WHAT YOU SHOULD DO:
Look for the word "with" in the entries below, then copy every line that has it.

DATASET EXTRACT:
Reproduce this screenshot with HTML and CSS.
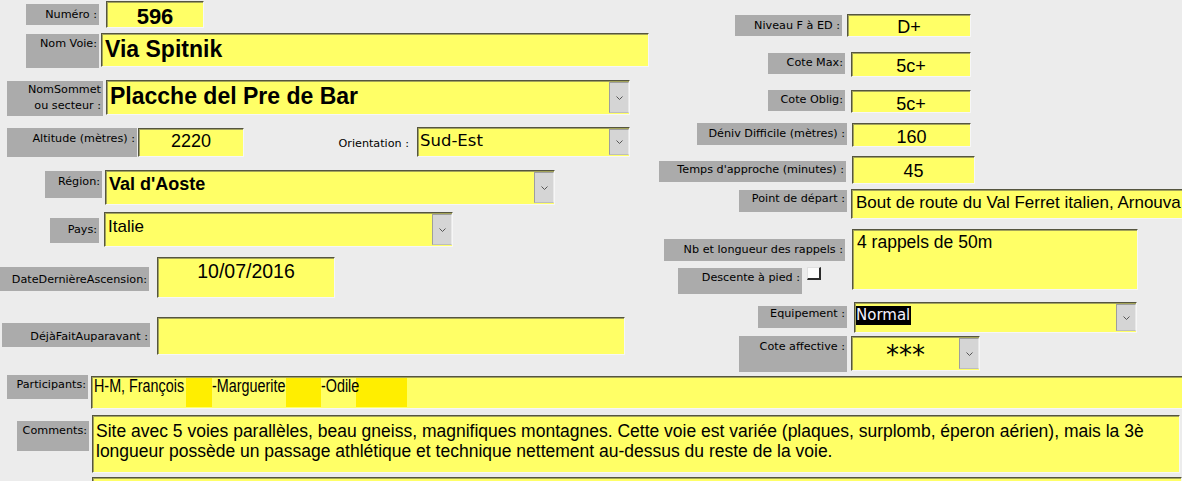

==

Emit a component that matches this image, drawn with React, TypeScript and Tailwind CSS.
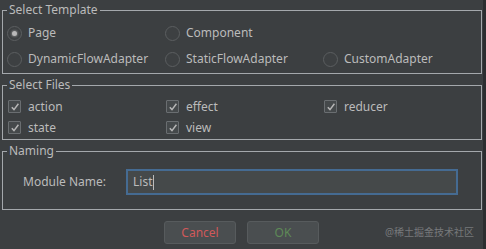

---

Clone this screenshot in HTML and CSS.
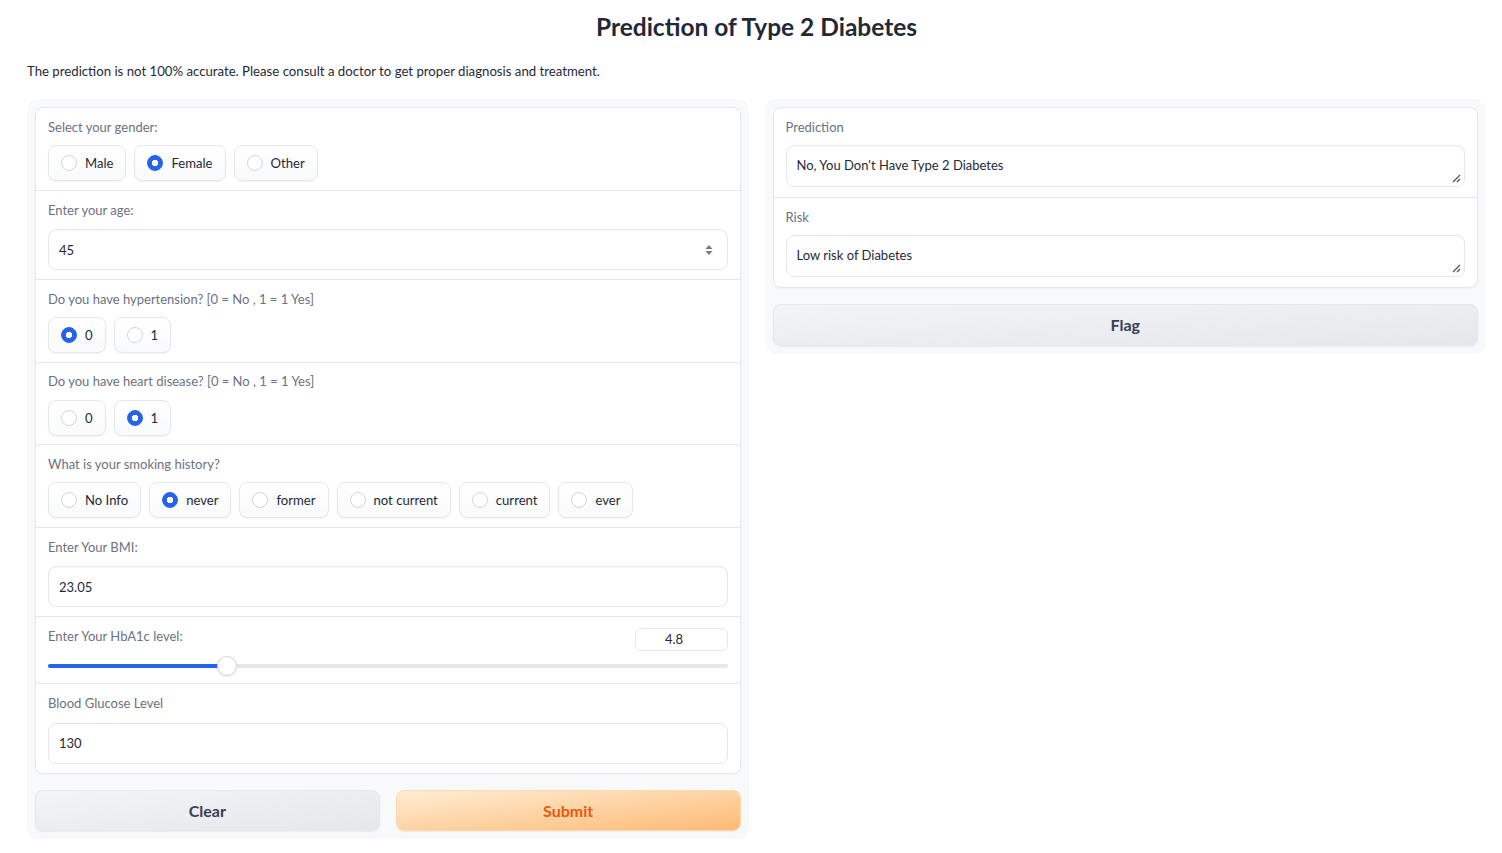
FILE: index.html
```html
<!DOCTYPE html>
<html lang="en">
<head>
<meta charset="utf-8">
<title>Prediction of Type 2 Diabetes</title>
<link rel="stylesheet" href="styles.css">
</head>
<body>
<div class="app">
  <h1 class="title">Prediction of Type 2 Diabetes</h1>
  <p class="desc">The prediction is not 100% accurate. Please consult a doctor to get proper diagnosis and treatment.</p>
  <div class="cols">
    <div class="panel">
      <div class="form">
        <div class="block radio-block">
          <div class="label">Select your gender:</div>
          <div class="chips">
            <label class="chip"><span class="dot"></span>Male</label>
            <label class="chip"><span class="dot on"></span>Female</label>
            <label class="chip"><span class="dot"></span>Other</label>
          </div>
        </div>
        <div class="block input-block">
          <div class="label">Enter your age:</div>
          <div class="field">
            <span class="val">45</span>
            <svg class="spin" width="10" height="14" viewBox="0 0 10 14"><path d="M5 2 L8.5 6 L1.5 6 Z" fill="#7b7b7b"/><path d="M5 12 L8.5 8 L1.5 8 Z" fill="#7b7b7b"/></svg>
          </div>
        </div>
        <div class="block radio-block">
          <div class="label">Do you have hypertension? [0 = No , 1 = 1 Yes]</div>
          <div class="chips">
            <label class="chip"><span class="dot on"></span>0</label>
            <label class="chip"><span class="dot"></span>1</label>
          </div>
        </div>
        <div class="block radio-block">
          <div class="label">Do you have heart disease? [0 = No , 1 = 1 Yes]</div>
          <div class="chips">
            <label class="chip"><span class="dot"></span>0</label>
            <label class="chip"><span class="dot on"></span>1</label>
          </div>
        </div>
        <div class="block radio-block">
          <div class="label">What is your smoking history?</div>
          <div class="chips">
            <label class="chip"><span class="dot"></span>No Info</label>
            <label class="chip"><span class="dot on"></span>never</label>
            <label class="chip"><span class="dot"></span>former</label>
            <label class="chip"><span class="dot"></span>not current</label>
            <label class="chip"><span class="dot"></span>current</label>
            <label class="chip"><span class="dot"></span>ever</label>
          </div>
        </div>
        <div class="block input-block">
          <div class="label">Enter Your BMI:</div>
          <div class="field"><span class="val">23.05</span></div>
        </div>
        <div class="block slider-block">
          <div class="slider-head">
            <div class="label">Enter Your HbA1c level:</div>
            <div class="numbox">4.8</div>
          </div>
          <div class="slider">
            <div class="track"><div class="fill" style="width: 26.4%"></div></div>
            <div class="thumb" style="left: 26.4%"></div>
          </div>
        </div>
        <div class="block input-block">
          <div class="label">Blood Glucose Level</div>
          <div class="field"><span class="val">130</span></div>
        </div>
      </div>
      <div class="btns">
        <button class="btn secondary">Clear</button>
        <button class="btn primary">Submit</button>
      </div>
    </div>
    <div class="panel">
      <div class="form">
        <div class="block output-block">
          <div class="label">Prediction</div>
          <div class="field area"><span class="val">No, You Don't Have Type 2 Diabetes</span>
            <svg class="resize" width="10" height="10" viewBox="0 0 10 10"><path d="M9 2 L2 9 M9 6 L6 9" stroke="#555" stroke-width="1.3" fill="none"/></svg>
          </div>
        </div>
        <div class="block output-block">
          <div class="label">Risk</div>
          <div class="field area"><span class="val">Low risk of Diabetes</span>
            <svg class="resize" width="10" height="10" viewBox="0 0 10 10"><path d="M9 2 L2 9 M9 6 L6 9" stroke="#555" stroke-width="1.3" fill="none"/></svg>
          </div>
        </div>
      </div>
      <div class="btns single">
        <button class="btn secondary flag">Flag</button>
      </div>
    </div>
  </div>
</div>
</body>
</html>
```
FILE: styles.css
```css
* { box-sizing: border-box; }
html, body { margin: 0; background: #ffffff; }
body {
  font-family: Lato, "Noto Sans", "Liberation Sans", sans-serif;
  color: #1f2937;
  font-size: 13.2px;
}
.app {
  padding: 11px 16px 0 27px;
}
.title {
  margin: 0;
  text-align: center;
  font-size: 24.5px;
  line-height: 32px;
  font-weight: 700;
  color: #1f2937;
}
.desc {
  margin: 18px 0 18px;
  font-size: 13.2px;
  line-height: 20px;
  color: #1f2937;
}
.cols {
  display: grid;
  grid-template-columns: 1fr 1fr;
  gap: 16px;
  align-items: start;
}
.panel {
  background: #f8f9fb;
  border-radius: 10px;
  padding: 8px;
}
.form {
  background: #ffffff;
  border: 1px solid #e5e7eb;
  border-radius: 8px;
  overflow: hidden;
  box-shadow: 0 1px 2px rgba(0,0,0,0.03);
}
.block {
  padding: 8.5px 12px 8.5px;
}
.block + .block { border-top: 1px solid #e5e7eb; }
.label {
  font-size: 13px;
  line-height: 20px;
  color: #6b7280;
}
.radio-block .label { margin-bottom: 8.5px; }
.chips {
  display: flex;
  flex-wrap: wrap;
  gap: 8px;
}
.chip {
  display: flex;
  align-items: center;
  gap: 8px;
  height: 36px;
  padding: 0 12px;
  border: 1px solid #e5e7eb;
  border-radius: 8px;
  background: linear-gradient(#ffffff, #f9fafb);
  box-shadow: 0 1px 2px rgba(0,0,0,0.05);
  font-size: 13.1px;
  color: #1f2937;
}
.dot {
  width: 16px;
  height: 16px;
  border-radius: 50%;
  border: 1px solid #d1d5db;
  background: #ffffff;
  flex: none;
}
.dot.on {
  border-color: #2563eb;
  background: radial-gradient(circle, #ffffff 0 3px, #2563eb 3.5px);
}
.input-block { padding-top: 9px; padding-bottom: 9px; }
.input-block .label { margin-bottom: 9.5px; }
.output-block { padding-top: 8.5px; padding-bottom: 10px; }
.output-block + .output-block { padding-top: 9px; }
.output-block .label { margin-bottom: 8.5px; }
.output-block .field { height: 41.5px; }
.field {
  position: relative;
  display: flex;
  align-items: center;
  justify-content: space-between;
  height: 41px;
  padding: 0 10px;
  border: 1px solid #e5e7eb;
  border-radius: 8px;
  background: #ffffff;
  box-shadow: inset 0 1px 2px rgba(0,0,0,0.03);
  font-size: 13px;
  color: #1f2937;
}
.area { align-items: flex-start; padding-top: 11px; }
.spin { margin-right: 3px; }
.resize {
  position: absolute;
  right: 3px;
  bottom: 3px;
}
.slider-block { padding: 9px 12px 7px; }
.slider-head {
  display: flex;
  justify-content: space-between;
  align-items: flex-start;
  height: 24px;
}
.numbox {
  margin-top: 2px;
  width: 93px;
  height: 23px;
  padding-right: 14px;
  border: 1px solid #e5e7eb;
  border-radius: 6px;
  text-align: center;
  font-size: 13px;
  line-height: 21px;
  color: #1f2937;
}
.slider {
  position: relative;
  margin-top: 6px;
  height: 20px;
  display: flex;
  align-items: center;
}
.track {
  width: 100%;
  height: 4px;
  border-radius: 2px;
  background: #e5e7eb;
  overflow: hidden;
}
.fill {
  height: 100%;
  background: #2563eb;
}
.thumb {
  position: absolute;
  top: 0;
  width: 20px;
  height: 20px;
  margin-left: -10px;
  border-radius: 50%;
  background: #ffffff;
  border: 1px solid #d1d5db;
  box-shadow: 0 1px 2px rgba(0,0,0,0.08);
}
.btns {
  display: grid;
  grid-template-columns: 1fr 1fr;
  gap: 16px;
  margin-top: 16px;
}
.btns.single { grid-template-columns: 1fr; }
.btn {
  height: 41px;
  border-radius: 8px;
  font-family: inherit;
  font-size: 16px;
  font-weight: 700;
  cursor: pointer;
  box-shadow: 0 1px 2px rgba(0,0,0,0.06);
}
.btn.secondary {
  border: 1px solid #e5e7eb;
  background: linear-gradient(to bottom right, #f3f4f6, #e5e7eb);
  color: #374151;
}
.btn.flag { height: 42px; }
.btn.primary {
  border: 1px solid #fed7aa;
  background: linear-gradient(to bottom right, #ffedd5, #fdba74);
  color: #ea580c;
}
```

TASK OUTPUT:
Reproduce this screenshot with HTML and CSS.
Emit a component that matches this image, drawn with React, TypeScript and Tailwind CSS.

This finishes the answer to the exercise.